As you might expect, this close friend was a fellow clergyman. We were about the same age and had a lot in common. He also was a second-career pastor and had entered ministry a few years ahead of me. In many ways, he was my model for the pursuit of holiness, a concept he seemed to take very seriously.

Our church assignments separated us over time, although we tried to stay in touch. A couple of years ago, Connie and I got word from his wife, also a close friend of ours, that something astonishing had happened. He had suddenly left his wife, sons, ongoing advanced education and ministry—pretty much everything that mattered—for another woman, moving far west to help her raise her kids. (The real shocker: The other woman was a pastor, too.)

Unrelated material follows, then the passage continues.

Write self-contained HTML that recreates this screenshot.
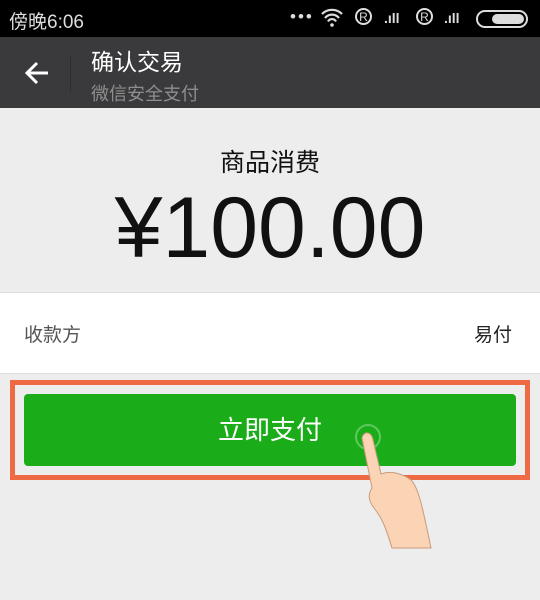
<!DOCTYPE html><html><head><meta charset="utf-8"><style>
body{margin:0;width:540px;height:600px;background:#ededed;font-family:"Liberation Sans","Noto Sans CJK SC",sans-serif;position:relative;overflow:hidden}
div{position:absolute}
</style></head><body>
<div style="left:0;top:0;width:540px;height:37px;background:#000"></div>
<div style="left:9px;top:7px;color:#ddd;font-size:19px">傍晚6:06</div>
<div style="left:290px;top:7px;color:#ddd;font-size:17px;letter-spacing:2px">•••</div>
<svg style="position:absolute;left:320px;top:7px" width="24" height="20"><path d="M2 7a14 14 0 0 1 20 0M5 11a9 9 0 0 1 14 0M8 14.5a4.5 4.5 0 0 1 8 0" stroke="#ddd" stroke-width="2.2" fill="none"/><circle cx="12" cy="18" r="1.8" fill="#ddd"/></svg>
<div style="left:355px;top:8px;width:17px;height:17px;border:2px solid #ddd;border-radius:50%;color:#ddd;font-size:12px;text-align:center;line-height:14px;box-sizing:border-box">R</div>
<div style="left:384px;top:10px;color:#ddd;font-size:14px;font-weight:bold">.ıll</div>
<div style="left:416px;top:8px;width:17px;height:17px;border:2px solid #ddd;border-radius:50%;color:#ddd;font-size:12px;text-align:center;line-height:14px;box-sizing:border-box">R</div>
<div style="left:444px;top:10px;color:#ddd;font-size:14px;font-weight:bold">.ıll</div>
<div style="left:476px;top:10px;width:52px;height:18px;border:2px solid #ddd;border-radius:9px;box-sizing:border-box"><div style="left:14px;top:2px;width:32px;height:10px;background:#ddd;border-radius:5px"></div></div>
<div style="left:0;top:37px;width:540px;height:71px;background:#3a3a3c"></div>
<svg style="position:absolute;left:24px;top:60px" width="26" height="26"><path d="M24 13H3M13 3L3 13l10 10" stroke="#fff" stroke-width="3" fill="none"/></svg>
<div style="left:70px;top:56px;width:1px;height:36px;background:#2e2e2e"></div>
<div style="left:91px;top:43px;color:#fff;font-size:23px">确认交易</div>
<div style="left:91px;top:80px;color:#8e8e8e;font-size:18px">微信安全支付</div>
<div style="left:0;top:143px;width:540px;text-align:center;font-size:25px;color:#111">商品消费</div>
<div style="left:0;top:178px;width:540px;text-align:center;font-size:86px;color:#111;line-height:100px">¥100.00</div>
<div style="left:0;top:292px;width:540px;height:80px;background:#fff;border-top:1px solid #ddd;border-bottom:1px solid #ddd"></div>
<div style="left:24px;top:320px;font-size:19px;color:#555">收款方</div>
<div style="left:474px;top:320px;font-size:19px;color:#222">易付</div>
<div style="left:10px;top:380px;width:510px;height:90px;border:5px solid #ed6a45"></div>
<div style="left:24px;top:394px;width:492px;height:72px;background:#1aad19;border-radius:4px;color:#fff;font-size:26px;text-align:center;line-height:72px">立即支付</div>
<svg style="position:absolute;left:340px;top:420px" width="110" height="130">
<circle cx="28" cy="17" r="12" fill="none" stroke="#7dd37c" stroke-width="2" opacity=".7"/>
<path d="M22 18c2-8 10-6 11 2l8 34c10-4 22 0 30 6c8 8 12 30 20 68H52c-6-20-10-30-18-40c-6-8-6-14-2-20z" fill="#fbd4b6" stroke="#c99a7c" stroke-width="1"/>
</svg>
</body></html>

What caused such a shift in thinking and behavior? One thing seems certain. My friend did not endure, and now he is completely dependent on God’s resurrecting power to undo the damage he has done.

It is a sad story, and I tell it as a reminder that none of us is immune to such error. Satan’s servants are going to aim at all of our weak points in an effort to take as many of us down with them as possible.

I have no formula for how we endure, other than to say any formula is framed by engagement with God through prayer, Scripture, worship and the taking of the sacraments. A lot can vary within that framework, though. Like our saving moment, that ongoing engagement with God will be unique.

I’ve recently been trying to grow by meeting God in formal prayer three times a day, using prayer books to lead me. I know it helps me because prayer now brings me a kind of joy I’ve not had before. The same kind of prayer techniques may not bring you the same joy, but ask yourself, what does?

Connect with God according to your design and you will find continuing joy and spiritual growth, helping you endure any demon you may encounter.